When most people go to write, what they have to draw on is the standard list of phrases, characters, plotlines.  Good writers don't stop there.  You don't have to do this with draft one.  As the quotation from the writers' movie "Finding Forrester" goes, "You write your first draft with your heart, and you rewrite with your head."  When you write the first draft, you can fill your piece with whatever clichés come to mind first.   But when you go to rewrite, pinpoint the clichés.  Find them one by one and push past your initial impulses.

How can you do that?  One method is by brainstorming.  Say you've written a draft [or simply have first thoughts and some basic notes] in which your language is riddled with clichés.  Find synonyms.  Make nouns into verbs and vice versa.  Search for the perfect metaphors and similes.  Find a way to make the language fresh.  

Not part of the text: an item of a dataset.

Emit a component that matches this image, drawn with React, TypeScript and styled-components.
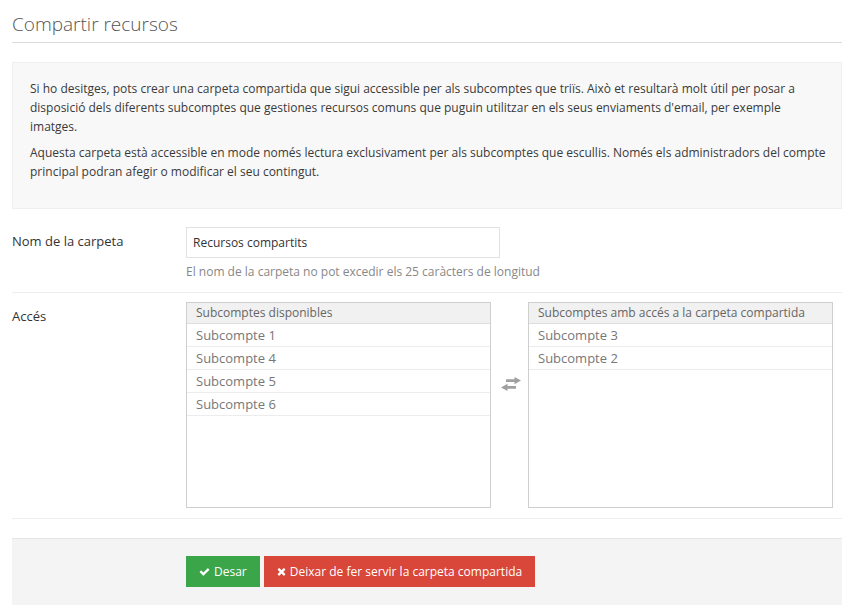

Say you've done some preliminary work and found your main characters to be so familiar as to be dull.  Say he's a weak nerd who is bullied by a big kid.  You say to yourself, "I've lost count of the times I've read this story before."  So how can you make your particular nerd special?  How can your bully become something fresh and new?  You say to yourself, "Okay, how about I make the bully a super genius and the main kid an impish girl."  That starts to be a little different.  But you don't have to stop there, either.  Push it further until you've found something not just fresh but with more potential for drama.  You could change genres if you're at an early enough point to do so.  Would the bully and nerd be more interesting in space?  In a magical land?  Would it work in the future?  Or in a gothic horror story?

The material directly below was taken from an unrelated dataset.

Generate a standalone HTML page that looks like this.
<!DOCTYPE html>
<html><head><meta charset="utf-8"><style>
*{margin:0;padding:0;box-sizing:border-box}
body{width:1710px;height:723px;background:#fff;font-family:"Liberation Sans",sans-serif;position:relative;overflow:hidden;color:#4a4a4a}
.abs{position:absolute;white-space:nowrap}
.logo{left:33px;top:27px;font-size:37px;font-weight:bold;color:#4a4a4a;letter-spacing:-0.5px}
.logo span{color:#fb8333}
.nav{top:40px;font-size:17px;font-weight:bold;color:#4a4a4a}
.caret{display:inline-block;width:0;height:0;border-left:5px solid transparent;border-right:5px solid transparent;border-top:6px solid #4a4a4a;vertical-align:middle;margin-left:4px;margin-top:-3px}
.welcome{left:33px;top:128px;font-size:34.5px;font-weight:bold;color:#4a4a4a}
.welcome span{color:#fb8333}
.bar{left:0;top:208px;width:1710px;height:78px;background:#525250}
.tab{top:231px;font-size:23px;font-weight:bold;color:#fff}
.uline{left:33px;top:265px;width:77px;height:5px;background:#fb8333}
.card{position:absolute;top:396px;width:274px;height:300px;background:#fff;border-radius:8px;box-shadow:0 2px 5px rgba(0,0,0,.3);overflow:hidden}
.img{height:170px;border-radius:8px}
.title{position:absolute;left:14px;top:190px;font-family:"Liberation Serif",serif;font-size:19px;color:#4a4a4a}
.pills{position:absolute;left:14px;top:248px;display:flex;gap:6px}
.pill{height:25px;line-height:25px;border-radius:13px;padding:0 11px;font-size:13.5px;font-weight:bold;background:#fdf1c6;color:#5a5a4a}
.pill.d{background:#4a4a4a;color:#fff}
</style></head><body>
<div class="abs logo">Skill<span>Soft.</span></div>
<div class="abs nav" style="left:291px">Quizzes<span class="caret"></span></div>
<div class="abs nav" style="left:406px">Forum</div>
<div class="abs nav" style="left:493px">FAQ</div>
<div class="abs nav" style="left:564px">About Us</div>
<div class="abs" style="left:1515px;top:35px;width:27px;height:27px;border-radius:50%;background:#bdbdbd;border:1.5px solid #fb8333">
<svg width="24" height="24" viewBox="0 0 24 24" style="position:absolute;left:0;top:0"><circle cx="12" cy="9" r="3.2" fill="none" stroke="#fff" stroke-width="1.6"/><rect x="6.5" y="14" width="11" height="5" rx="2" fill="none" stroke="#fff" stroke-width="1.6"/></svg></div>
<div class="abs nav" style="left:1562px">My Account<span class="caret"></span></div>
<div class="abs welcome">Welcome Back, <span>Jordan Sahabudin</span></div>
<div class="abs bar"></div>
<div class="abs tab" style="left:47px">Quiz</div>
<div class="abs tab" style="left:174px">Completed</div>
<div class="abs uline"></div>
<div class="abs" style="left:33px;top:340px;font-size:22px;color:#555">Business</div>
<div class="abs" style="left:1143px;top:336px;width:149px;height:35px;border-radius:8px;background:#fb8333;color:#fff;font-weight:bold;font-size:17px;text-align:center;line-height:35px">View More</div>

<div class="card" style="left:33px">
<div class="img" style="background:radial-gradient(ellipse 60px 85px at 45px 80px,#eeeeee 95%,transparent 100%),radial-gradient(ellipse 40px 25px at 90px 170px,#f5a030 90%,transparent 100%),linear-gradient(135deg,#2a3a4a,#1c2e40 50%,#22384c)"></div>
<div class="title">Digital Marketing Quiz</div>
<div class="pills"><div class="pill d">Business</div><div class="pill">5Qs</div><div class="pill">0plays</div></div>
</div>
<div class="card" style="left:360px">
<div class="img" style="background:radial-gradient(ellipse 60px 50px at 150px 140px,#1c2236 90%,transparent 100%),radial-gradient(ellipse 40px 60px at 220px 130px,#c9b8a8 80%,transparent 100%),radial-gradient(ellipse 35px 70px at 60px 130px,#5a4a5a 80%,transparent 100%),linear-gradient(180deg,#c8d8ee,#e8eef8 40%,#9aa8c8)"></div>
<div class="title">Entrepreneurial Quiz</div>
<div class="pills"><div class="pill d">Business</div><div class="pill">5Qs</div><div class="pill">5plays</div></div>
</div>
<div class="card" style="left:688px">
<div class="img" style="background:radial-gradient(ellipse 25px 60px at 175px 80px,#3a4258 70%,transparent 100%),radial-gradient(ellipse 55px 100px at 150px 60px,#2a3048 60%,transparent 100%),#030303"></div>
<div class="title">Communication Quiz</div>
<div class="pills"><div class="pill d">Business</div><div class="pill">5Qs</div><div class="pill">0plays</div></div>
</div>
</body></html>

Whether or not you change your genre, it will be critical to spend more time developing the individual characters.  You could write the character's journal.  You could simply write more, draw more, plan more.  You could do a character interview in which you ask your character a series of questions that shed more light on him/her.

Do whatever it takes to turn your character, your story, your words into something new.  Don't settle for the first thing that comes to mind.